Przebojem okazały się rodzynki/sułtanki (te są nieco lepsze, bo bez pestek) namoczone w amaretto, albo likierze kokosowym - pomysł Nigelli, z ksiażki Nigella Christmas. Smakują znakomicie z lodami waniliowymi, albo z bitą śmietaną - koniecznie domową, nie tym kupnym nonsensem w areozolu. No i są przeznaczone tylko dla dorosłych... :)
I jeszcze bananella - klik. Nadała się idealnie, jako smaczy upominek. Zasłużenie, bo przyznaję, że jest u nas w domu hitem już od lat. Łatwa zamiana czekolady mlecznej (popularna u dzieci) na ciemną (trzeba sprawdzić składniki!) i mamy wersję wegańską.
Co jeszcze? Cisteczka! Na pewno sprawdzą się nieco bardziej długotrwałe - korzenne, albo na przykład pomarańczowo-kardamonowe. Albo każde inne - klik, to jest jeśli mamy czas na przygotowanie ich na krótko przed rozdaniem.

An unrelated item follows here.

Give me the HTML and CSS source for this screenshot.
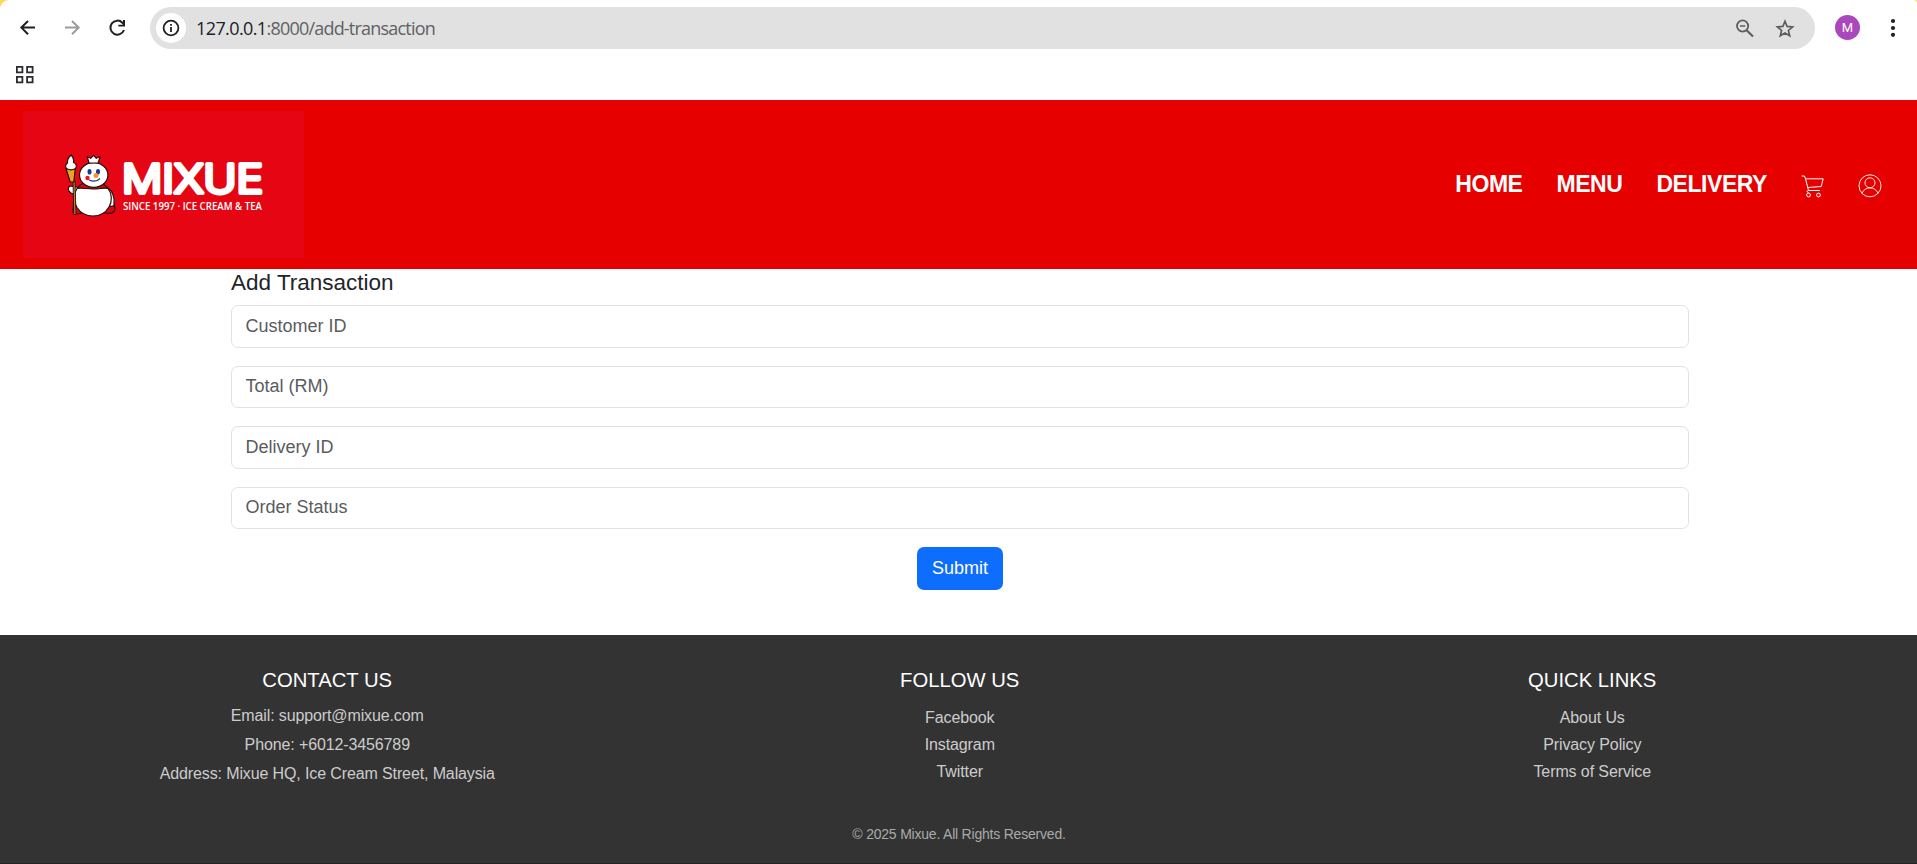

Po dodatkowe opcje i inspiracje można zajrzeć do czekoladek. Albo po przepis na muffiny w słoiku - klik. A jeśli trafi się po drodze wielbiciel czegoś na słono, raczej, niż na słodko, przyda się ładnie udekorowany słoiczek piklowanych marchewek, ogórków, albo buraczków.